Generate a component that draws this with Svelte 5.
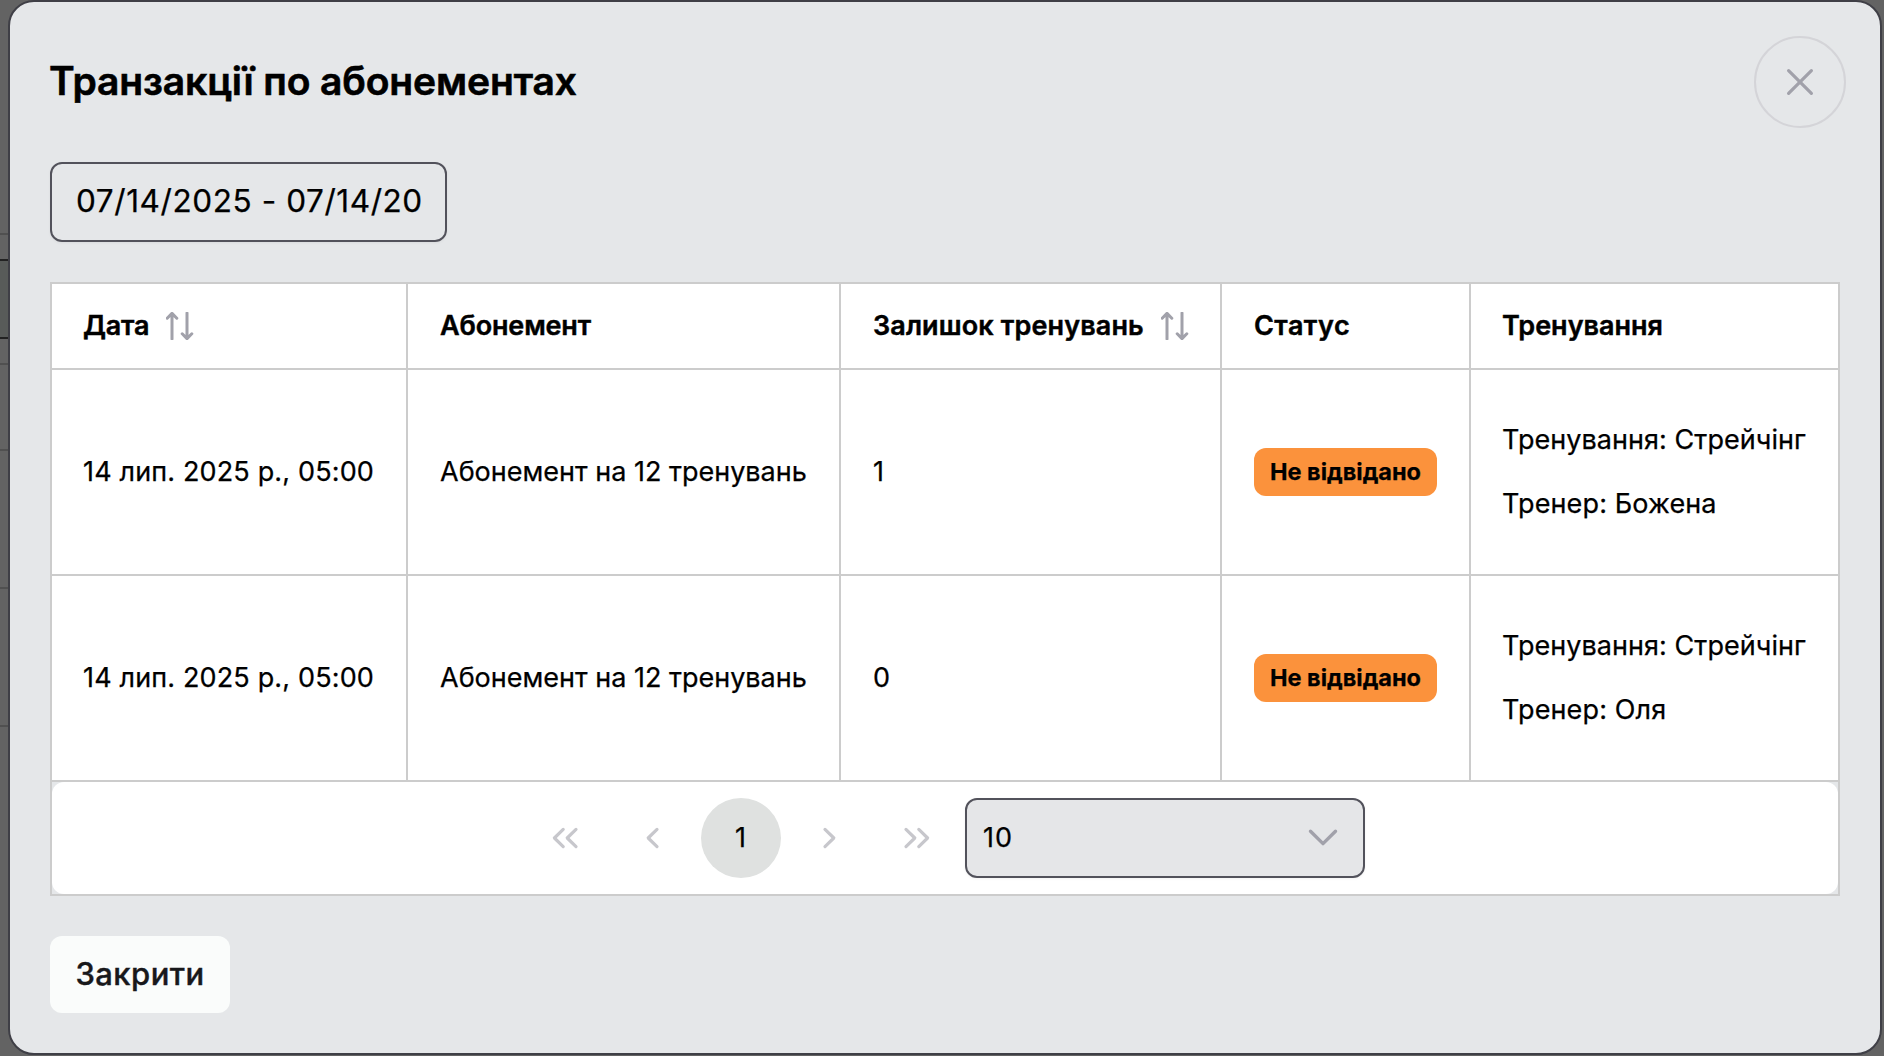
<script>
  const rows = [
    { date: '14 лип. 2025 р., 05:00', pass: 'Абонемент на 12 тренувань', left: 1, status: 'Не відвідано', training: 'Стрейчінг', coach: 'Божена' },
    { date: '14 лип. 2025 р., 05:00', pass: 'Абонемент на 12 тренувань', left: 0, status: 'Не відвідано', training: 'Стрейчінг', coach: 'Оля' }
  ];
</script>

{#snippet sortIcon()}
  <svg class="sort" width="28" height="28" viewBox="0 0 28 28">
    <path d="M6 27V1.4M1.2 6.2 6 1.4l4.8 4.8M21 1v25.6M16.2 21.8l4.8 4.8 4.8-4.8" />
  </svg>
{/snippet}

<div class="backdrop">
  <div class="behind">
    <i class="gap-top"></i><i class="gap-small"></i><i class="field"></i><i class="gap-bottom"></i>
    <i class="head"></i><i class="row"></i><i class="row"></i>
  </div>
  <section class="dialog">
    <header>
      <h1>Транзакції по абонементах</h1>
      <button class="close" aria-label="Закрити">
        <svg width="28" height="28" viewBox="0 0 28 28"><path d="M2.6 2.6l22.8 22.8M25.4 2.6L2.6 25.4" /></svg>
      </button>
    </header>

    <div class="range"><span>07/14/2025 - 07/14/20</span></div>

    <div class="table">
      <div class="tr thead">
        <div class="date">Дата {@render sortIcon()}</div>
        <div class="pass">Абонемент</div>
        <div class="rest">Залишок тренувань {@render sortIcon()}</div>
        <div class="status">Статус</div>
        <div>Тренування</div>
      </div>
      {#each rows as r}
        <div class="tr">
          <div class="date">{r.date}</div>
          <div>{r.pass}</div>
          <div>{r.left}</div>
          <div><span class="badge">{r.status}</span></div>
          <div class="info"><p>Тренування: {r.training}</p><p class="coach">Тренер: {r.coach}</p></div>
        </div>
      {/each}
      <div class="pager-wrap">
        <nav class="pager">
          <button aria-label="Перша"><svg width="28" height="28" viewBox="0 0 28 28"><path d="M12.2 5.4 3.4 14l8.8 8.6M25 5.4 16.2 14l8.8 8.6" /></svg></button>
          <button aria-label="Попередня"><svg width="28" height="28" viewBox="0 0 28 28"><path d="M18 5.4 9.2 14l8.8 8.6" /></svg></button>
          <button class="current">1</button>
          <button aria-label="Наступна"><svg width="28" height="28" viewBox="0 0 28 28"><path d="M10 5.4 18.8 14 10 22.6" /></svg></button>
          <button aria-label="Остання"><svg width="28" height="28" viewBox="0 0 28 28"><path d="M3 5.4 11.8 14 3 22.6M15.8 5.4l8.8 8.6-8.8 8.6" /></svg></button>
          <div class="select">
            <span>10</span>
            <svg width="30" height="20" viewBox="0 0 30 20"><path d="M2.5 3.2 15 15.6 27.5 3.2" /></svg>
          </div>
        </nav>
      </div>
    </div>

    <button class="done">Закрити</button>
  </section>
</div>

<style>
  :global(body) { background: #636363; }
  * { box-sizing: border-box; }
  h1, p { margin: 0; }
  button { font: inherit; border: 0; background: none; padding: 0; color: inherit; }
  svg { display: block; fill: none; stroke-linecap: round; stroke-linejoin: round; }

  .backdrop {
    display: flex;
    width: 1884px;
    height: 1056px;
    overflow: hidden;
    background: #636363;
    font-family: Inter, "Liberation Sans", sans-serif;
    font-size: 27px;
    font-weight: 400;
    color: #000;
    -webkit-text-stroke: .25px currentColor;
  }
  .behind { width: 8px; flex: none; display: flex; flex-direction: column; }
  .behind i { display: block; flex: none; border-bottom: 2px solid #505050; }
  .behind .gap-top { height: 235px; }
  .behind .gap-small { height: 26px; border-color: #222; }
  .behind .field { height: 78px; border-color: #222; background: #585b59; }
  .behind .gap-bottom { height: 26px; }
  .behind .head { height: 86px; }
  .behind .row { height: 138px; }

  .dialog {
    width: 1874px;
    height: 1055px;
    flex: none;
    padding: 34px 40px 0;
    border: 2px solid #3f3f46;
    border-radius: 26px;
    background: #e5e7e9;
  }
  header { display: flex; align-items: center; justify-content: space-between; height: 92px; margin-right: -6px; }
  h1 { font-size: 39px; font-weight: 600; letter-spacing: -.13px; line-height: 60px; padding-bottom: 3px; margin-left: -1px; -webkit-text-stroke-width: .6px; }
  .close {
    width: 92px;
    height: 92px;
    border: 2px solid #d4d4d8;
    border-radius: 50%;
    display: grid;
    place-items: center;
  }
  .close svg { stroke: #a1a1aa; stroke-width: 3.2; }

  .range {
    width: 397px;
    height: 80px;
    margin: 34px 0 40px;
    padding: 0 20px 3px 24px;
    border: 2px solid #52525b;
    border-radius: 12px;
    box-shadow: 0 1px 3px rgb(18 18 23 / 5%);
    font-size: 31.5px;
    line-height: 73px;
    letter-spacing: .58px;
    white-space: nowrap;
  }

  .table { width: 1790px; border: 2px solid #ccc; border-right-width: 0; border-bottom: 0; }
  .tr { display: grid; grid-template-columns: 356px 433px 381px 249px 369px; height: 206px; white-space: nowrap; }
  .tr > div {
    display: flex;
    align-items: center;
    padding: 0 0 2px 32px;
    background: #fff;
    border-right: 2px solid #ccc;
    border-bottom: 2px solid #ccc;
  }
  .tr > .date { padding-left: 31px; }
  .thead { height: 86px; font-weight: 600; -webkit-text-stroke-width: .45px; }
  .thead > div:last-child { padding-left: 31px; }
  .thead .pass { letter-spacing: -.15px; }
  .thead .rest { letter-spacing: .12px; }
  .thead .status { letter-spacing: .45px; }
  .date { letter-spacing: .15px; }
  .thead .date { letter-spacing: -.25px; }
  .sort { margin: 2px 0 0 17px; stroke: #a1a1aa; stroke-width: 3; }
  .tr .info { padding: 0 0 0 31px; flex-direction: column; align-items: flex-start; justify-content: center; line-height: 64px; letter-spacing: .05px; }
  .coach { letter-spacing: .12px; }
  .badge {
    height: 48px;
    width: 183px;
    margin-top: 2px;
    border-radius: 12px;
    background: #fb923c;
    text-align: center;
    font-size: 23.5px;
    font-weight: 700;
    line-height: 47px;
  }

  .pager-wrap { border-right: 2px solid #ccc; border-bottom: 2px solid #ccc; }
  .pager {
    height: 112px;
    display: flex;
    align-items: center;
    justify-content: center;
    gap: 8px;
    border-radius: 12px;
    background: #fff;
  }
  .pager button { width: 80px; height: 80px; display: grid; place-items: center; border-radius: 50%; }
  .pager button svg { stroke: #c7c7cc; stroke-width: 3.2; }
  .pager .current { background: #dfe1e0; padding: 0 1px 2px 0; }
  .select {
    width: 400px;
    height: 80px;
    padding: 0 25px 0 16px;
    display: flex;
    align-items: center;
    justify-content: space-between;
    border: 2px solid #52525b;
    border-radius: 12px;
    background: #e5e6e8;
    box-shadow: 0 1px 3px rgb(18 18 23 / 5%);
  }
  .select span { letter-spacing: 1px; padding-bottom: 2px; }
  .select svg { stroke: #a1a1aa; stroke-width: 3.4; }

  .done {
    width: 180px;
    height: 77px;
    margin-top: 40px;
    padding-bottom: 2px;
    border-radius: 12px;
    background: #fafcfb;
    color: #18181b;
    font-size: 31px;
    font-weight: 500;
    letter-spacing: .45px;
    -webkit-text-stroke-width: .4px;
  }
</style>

_Directive_:
Reproduce the material word for word, minus the images.

_Reply to the exercise_:
Generate a component that draws this with Svelte 5.
<script>
  const rows = [
    { date: '14 лип. 2025 р., 05:00', pass: 'Абонемент на 12 тренувань', left: 1, status: 'Не відвідано', training: 'Стрейчінг', coach: 'Божена' },
    { date: '14 лип. 2025 р., 05:00', pass: 'Абонемент на 12 тренувань', left: 0, status: 'Не відвідано', training: 'Стрейчінг', coach: 'Оля' }
  ];
</script>

{#snippet sortIcon()}
  <svg class="sort" width="28" height="28" viewBox="0 0 28 28">
    <path d="M6 27V1.4M1.2 6.2 6 1.4l4.8 4.8M21 1v25.6M16.2 21.8l4.8 4.8 4.8-4.8" />
  </svg>
{/snippet}

<div class="backdrop">
  <div class="behind">
    <i class="gap-top"></i><i class="gap-small"></i><i class="field"></i><i class="gap-bottom"></i>
    <i class="head"></i><i class="row"></i><i class="row"></i>
  </div>
  <section class="dialog">
    <header>
      <h1>Транзакції по абонементах</h1>
      <button class="close" aria-label="Закрити">
        <svg width="28" height="28" viewBox="0 0 28 28"><path d="M2.6 2.6l22.8 22.8M25.4 2.6L2.6 25.4" /></svg>
      </button>
    </header>

    <div class="range"><span>07/14/2025 - 07/14/20</span></div>

    <div class="table">
      <div class="tr thead">
        <div class="date">Дата {@render sortIcon()}</div>
        <div class="pass">Абонемент</div>
        <div class="rest">Залишок тренувань {@render sortIcon()}</div>
        <div class="status">Статус</div>
        <div>Тренування</div>
      </div>
      {#each rows as r}
        <div class="tr">
          <div class="date">{r.date}</div>
          <div>{r.pass}</div>
          <div>{r.left}</div>
          <div><span class="badge">{r.status}</span></div>
          <div class="info"><p>Тренування: {r.training}</p><p class="coach">Тренер: {r.coach}</p></div>
        </div>
      {/each}
      <div class="pager-wrap">
        <nav class="pager">
          <button aria-label="Перша"><svg width="28" height="28" viewBox="0 0 28 28"><path d="M12.2 5.4 3.4 14l8.8 8.6M25 5.4 16.2 14l8.8 8.6" /></svg></button>
          <button aria-label="Попередня"><svg width="28" height="28" viewBox="0 0 28 28"><path d="M18 5.4 9.2 14l8.8 8.6" /></svg></button>
          <button class="current">1</button>
          <button aria-label="Наступна"><svg width="28" height="28" viewBox="0 0 28 28"><path d="M10 5.4 18.8 14 10 22.6" /></svg></button>
          <button aria-label="Остання"><svg width="28" height="28" viewBox="0 0 28 28"><path d="M3 5.4 11.8 14 3 22.6M15.8 5.4l8.8 8.6-8.8 8.6" /></svg></button>
          <div class="select">
            <span>10</span>
            <svg width="30" height="20" viewBox="0 0 30 20"><path d="M2.5 3.2 15 15.6 27.5 3.2" /></svg>
          </div>
        </nav>
      </div>
    </div>

    <button class="done">Закрити</button>
  </section>
</div>

<style>
  :global(body) { background: #636363; }
  * { box-sizing: border-box; }
  h1, p { margin: 0; }
  button { font: inherit; border: 0; background: none; padding: 0; color: inherit; }
  svg { display: block; fill: none; stroke-linecap: round; stroke-linejoin: round; }

  .backdrop {
    display: flex;
    width: 1884px;
    height: 1056px;
    overflow: hidden;
    background: #636363;
    font-family: Inter, "Liberation Sans", sans-serif;
    font-size: 27px;
    font-weight: 400;
    color: #000;
    -webkit-text-stroke: .25px currentColor;
  }
  .behind { width: 8px; flex: none; display: flex; flex-direction: column; }
  .behind i { display: block; flex: none; border-bottom: 2px solid #505050; }
  .behind .gap-top { height: 235px; }
  .behind .gap-small { height: 26px; border-color: #222; }
  .behind .field { height: 78px; border-color: #222; background: #585b59; }
  .behind .gap-bottom { height: 26px; }
  .behind .head { height: 86px; }
  .behind .row { height: 138px; }

  .dialog {
    width: 1874px;
    height: 1055px;
    flex: none;
    padding: 34px 40px 0;
    border: 2px solid #3f3f46;
    border-radius: 26px;
    background: #e5e7e9;
  }
  header { display: flex; align-items: center; justify-content: space-between; height: 92px; margin-right: -6px; }
  h1 { font-size: 39px; font-weight: 600; letter-spacing: -.13px; line-height: 60px; padding-bottom: 3px; margin-left: -1px; -webkit-text-stroke-width: .6px; }
  .close {
    width: 92px;
    height: 92px;
    border: 2px solid #d4d4d8;
    border-radius: 50%;
    display: grid;
    place-items: center;
  }
  .close svg { stroke: #a1a1aa; stroke-width: 3.2; }

  .range {
    width: 397px;
    height: 80px;
    margin: 34px 0 40px;
    padding: 0 20px 3px 24px;
    border: 2px solid #52525b;
    border-radius: 12px;
    box-shadow: 0 1px 3px rgb(18 18 23 / 5%);
    font-size: 31.5px;
    line-height: 73px;
    letter-spacing: .58px;
    white-space: nowrap;
  }

  .table { width: 1790px; border: 2px solid #ccc; border-right-width: 0; border-bottom: 0; }
  .tr { display: grid; grid-template-columns: 356px 433px 381px 249px 369px; height: 206px; white-space: nowrap; }
  .tr > div {
    display: flex;
    align-items: center;
    padding: 0 0 2px 32px;
    background: #fff;
    border-right: 2px solid #ccc;
    border-bottom: 2px solid #ccc;
  }
  .tr > .date { padding-left: 31px; }
  .thead { height: 86px; font-weight: 600; -webkit-text-stroke-width: .45px; }
  .thead > div:last-child { padding-left: 31px; }
  .thead .pass { letter-spacing: -.15px; }
  .thead .rest { letter-spacing: .12px; }
  .thead .status { letter-spacing: .45px; }
  .date { letter-spacing: .15px; }
  .thead .date { letter-spacing: -.25px; }
  .sort { margin: 2px 0 0 17px; stroke: #a1a1aa; stroke-width: 3; }
  .tr .info { padding: 0 0 0 31px; flex-direction: column; align-items: flex-start; justify-content: center; line-height: 64px; letter-spacing: .05px; }
  .coach { letter-spacing: .12px; }
  .badge {
    height: 48px;
    width: 183px;
    margin-top: 2px;
    border-radius: 12px;
    background: #fb923c;
    text-align: center;
    font-size: 23.5px;
    font-weight: 700;
    line-height: 47px;
  }

  .pager-wrap { border-right: 2px solid #ccc; border-bottom: 2px solid #ccc; }
  .pager {
    height: 112px;
    display: flex;
    align-items: center;
    justify-content: center;
    gap: 8px;
    border-radius: 12px;
    background: #fff;
  }
  .pager button { width: 80px; height: 80px; display: grid; place-items: center; border-radius: 50%; }
  .pager button svg { stroke: #c7c7cc; stroke-width: 3.2; }
  .pager .current { background: #dfe1e0; padding: 0 1px 2px 0; }
  .select {
    width: 400px;
    height: 80px;
    padding: 0 25px 0 16px;
    display: flex;
    align-items: center;
    justify-content: space-between;
    border: 2px solid #52525b;
    border-radius: 12px;
    background: #e5e6e8;
    box-shadow: 0 1px 3px rgb(18 18 23 / 5%);
  }
  .select span { letter-spacing: 1px; padding-bottom: 2px; }
  .select svg { stroke: #a1a1aa; stroke-width: 3.4; }

  .done {
    width: 180px;
    height: 77px;
    margin-top: 40px;
    padding-bottom: 2px;
    border-radius: 12px;
    background: #fafcfb;
    color: #18181b;
    font-size: 31px;
    font-weight: 500;
    letter-spacing: .45px;
    -webkit-text-stroke-width: .4px;
  }
</style>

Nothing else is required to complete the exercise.